▶ **Dataset content**
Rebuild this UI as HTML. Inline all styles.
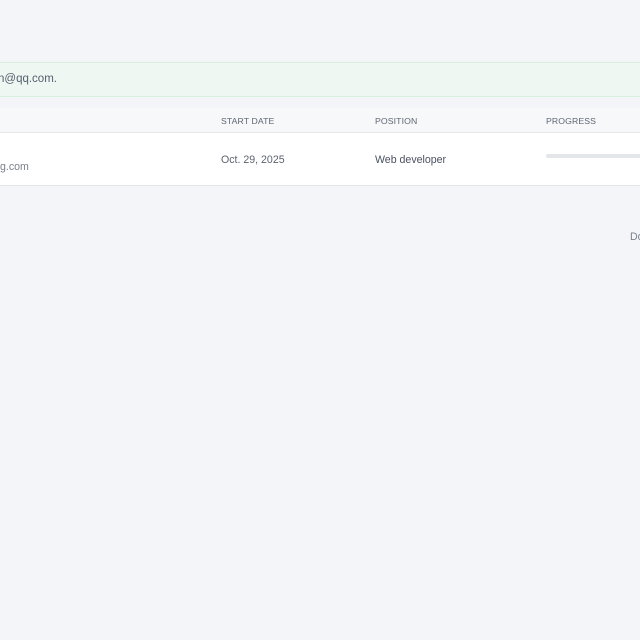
<!DOCTYPE html>
<html><head><meta charset="utf-8"><style>
html,body{margin:0;padding:0;width:640px;height:640px;overflow:hidden;background:#f4f5f9;font-family:"Liberation Sans",sans-serif;}
.alert{position:absolute;left:-2px;top:62px;width:660px;height:33px;background:#eff7f2;border-top:1px solid #d7efdc;border-bottom:1px solid #d7efdc;}
.alert span{position:absolute;left:0;top:10px;font-size:11.5px;color:#55606e;}
.thead{position:absolute;left:0;top:108px;width:640px;height:24px;background:#f7f8fa;border-bottom:1px solid #e6e8ec;}
.th{position:absolute;top:8px;font-size:8.7px;color:#5f6673;letter-spacing:.1px;}
.row{position:absolute;left:0;top:133px;width:640px;height:52px;background:#fff;border-bottom:1px solid #e4e6ea;}
.td{position:absolute;font-size:10.6px;color:#5b6270;}
.bar{position:absolute;left:546px;top:21px;width:100px;height:4px;border-radius:2px;background:#e5e6ea;}
</style></head><body>
<div class="alert"><span>n@qq.com.</span></div>
<div class="thead">
<div class="th" style="left:221px">START DATE</div>
<div class="th" style="left:375px">POSITION</div>
<div class="th" style="left:546px">PROGRESS</div>
</div>
<div class="row">
<div class="td" style="left:0;top:28px;color:#7a808c">g.com</div>
<div class="td" style="left:221px;top:21px">Oct. 29, 2025</div>
<div class="td" style="left:375px;top:21px;color:#4a5160">Web developer</div>
<div class="bar"></div>
</div>
<div class="td" style="left:630px;top:231px;color:#7a808c">Do</div>
</body></html>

▶ **What the task asks**
Copy out all of the data word for word. Do not carry over any picture.

▶ **Response for this exercise**
Rebuild this UI as HTML. Inline all styles.
<!DOCTYPE html>
<html><head><meta charset="utf-8"><style>
html,body{margin:0;padding:0;width:640px;height:640px;overflow:hidden;background:#f4f5f9;font-family:"Liberation Sans",sans-serif;}
.alert{position:absolute;left:-2px;top:62px;width:660px;height:33px;background:#eff7f2;border-top:1px solid #d7efdc;border-bottom:1px solid #d7efdc;}
.alert span{position:absolute;left:0;top:10px;font-size:11.5px;color:#55606e;}
.thead{position:absolute;left:0;top:108px;width:640px;height:24px;background:#f7f8fa;border-bottom:1px solid #e6e8ec;}
.th{position:absolute;top:8px;font-size:8.7px;color:#5f6673;letter-spacing:.1px;}
.row{position:absolute;left:0;top:133px;width:640px;height:52px;background:#fff;border-bottom:1px solid #e4e6ea;}
.td{position:absolute;font-size:10.6px;color:#5b6270;}
.bar{position:absolute;left:546px;top:21px;width:100px;height:4px;border-radius:2px;background:#e5e6ea;}
</style></head><body>
<div class="alert"><span>n@qq.com.</span></div>
<div class="thead">
<div class="th" style="left:221px">START DATE</div>
<div class="th" style="left:375px">POSITION</div>
<div class="th" style="left:546px">PROGRESS</div>
</div>
<div class="row">
<div class="td" style="left:0;top:28px;color:#7a808c">g.com</div>
<div class="td" style="left:221px;top:21px">Oct. 29, 2025</div>
<div class="td" style="left:375px;top:21px;color:#4a5160">Web developer</div>
<div class="bar"></div>
</div>
<div class="td" style="left:630px;top:231px;color:#7a808c">Do</div>
</body></html>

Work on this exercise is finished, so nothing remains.